The task: Copy every line of the listing that holds the string "index".

Information provided:

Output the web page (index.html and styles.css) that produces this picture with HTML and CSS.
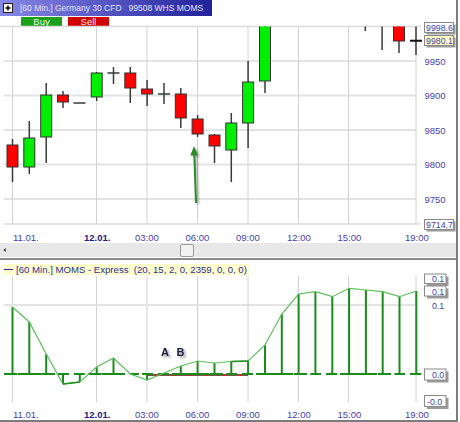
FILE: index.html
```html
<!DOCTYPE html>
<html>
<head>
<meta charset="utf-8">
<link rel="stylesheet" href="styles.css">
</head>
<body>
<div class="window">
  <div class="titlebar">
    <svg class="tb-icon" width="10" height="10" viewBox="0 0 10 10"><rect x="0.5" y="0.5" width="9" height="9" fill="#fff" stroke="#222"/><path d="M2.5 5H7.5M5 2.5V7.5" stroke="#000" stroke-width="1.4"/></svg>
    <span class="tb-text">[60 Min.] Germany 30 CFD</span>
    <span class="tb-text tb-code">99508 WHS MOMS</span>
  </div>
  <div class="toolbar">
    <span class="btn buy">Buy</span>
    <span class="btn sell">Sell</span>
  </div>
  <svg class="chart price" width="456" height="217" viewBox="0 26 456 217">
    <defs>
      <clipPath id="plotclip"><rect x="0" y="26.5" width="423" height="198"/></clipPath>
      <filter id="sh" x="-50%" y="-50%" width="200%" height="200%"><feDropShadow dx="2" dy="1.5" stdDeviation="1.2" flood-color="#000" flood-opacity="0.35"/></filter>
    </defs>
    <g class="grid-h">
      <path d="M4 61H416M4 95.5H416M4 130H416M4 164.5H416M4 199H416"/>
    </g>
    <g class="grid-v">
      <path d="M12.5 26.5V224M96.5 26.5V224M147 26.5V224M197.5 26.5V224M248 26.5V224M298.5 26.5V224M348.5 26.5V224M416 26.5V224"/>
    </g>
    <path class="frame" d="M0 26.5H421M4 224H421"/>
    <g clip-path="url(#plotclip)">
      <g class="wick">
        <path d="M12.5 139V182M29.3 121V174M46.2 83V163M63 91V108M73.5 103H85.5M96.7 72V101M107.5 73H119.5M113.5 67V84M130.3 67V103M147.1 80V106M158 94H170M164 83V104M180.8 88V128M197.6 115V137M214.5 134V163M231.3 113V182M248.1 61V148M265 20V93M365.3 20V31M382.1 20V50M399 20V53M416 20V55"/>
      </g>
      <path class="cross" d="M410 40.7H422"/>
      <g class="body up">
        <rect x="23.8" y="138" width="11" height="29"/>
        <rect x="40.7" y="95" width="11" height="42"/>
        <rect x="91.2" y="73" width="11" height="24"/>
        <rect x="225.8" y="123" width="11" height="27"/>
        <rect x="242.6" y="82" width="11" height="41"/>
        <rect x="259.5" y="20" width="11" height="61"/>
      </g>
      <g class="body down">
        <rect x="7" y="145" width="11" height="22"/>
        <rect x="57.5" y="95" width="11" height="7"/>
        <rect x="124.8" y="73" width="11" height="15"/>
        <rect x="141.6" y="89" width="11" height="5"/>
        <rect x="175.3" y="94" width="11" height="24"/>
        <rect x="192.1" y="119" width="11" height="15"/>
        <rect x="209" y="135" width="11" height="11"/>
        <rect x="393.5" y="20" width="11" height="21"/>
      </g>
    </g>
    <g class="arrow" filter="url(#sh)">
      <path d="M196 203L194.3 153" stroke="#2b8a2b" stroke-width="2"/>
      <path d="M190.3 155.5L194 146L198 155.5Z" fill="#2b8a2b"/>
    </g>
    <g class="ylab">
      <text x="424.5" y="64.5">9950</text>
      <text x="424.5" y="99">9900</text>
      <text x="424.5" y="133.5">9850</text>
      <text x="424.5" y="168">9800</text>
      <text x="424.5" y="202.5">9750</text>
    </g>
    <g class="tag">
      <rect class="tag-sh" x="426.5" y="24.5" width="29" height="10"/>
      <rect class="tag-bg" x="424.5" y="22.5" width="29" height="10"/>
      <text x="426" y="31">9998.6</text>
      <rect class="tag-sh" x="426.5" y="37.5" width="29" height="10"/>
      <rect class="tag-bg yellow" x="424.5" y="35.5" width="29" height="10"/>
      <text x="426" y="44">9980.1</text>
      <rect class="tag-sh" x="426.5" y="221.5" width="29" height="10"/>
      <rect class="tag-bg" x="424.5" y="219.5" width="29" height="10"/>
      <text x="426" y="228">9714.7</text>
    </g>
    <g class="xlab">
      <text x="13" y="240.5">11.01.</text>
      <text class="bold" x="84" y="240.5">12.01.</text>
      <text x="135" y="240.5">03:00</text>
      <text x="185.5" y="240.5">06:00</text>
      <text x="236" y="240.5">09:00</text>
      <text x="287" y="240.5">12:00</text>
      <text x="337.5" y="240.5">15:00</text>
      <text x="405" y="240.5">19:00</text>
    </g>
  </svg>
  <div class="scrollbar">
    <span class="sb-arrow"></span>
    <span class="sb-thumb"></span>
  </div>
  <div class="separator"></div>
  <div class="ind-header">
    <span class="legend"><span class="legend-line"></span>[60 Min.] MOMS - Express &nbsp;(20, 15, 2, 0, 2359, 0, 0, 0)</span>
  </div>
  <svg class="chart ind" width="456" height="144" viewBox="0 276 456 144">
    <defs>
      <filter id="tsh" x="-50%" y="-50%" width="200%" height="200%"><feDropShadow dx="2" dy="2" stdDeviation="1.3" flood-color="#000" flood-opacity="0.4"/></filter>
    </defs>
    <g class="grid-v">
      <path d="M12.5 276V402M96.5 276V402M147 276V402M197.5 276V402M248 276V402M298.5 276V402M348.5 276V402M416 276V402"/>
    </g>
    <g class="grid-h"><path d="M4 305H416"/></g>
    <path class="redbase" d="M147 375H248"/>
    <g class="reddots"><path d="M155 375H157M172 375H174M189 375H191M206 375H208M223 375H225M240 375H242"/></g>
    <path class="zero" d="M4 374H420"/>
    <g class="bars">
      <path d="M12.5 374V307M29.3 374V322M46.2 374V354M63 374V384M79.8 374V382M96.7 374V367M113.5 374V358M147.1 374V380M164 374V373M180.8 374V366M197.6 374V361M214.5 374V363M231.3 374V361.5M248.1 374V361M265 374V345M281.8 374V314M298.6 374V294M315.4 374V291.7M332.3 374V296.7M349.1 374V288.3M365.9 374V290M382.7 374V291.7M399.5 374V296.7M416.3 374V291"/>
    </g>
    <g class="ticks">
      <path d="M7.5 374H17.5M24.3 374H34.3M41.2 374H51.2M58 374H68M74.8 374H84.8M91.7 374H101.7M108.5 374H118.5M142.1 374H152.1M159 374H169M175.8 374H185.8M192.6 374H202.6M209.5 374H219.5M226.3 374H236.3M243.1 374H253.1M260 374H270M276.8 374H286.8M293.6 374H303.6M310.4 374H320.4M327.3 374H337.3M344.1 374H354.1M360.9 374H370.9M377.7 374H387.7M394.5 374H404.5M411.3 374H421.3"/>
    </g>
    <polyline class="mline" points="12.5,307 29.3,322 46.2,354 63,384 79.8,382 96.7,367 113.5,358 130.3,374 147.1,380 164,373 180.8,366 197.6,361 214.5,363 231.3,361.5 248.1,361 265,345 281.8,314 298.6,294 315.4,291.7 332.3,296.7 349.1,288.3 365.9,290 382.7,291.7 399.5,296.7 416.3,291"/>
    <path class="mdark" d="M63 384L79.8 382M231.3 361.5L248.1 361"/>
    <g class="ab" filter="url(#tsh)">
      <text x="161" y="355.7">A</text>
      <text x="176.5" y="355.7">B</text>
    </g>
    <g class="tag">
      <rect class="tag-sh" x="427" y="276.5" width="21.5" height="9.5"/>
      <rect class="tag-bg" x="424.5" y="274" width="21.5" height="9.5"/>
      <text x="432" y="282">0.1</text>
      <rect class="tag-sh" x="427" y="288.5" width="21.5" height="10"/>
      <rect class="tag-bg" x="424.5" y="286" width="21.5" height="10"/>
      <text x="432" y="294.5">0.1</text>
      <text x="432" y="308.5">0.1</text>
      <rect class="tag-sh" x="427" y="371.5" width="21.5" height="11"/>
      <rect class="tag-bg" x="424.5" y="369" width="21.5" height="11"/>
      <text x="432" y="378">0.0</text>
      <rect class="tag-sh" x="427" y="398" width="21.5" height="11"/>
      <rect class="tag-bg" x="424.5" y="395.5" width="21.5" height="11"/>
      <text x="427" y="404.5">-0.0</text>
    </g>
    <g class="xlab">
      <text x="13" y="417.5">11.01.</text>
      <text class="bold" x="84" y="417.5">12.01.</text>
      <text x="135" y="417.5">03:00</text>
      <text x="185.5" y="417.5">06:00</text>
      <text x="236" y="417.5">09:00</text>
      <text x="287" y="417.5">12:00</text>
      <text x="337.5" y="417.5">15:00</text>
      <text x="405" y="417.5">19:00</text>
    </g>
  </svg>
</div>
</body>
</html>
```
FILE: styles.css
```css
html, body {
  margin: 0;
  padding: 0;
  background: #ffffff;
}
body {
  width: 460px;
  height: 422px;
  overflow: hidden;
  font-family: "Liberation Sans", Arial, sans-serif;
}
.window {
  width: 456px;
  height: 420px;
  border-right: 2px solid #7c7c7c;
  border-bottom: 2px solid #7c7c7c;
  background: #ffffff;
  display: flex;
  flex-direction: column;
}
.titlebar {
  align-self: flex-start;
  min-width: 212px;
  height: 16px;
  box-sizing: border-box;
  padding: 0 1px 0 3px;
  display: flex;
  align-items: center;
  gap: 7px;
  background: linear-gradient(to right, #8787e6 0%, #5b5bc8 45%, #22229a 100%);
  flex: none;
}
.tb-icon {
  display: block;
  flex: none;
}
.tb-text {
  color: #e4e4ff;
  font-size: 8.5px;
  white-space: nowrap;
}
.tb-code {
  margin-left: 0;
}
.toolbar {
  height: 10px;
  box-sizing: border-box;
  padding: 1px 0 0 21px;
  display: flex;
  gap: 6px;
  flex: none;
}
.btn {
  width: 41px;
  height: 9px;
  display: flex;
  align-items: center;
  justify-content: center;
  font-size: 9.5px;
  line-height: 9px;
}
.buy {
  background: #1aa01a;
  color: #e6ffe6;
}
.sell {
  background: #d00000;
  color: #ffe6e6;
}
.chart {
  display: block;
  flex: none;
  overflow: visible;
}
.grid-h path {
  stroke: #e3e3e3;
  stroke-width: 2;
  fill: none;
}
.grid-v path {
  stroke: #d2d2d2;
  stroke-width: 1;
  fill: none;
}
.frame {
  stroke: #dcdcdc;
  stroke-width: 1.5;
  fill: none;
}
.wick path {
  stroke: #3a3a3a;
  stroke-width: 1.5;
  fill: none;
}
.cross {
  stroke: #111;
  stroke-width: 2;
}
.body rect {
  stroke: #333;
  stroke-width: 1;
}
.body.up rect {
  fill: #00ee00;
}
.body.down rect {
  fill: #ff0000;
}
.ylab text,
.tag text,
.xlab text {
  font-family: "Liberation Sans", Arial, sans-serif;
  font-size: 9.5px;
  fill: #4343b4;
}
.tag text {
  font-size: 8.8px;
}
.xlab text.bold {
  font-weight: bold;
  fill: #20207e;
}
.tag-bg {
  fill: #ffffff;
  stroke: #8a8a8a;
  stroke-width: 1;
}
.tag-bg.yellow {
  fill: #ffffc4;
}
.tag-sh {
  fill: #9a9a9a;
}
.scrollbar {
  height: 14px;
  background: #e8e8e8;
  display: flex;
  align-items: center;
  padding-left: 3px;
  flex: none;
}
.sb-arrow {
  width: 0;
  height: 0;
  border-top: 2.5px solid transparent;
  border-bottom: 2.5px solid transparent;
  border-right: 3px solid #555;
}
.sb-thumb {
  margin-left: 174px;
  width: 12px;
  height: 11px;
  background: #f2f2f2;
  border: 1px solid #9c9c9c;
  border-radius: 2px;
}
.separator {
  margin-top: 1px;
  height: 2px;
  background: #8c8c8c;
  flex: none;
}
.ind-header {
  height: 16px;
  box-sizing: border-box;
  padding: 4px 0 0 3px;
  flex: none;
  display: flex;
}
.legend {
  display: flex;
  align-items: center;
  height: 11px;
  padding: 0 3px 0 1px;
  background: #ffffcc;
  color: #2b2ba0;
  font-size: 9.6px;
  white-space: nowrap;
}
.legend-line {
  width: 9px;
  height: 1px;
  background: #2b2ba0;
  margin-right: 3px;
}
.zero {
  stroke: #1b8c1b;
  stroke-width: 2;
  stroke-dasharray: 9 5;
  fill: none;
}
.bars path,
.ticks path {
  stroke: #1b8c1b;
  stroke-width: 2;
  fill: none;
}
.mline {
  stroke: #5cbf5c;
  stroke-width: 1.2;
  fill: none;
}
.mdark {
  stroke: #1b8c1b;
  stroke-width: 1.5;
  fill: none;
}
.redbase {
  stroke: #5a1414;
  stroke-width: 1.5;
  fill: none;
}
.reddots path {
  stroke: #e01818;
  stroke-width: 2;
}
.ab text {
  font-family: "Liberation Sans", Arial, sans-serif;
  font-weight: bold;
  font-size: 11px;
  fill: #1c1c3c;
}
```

Output of the task:
Output the web page (index.html and styles.css) that produces this picture with HTML and CSS.
FILE: index.html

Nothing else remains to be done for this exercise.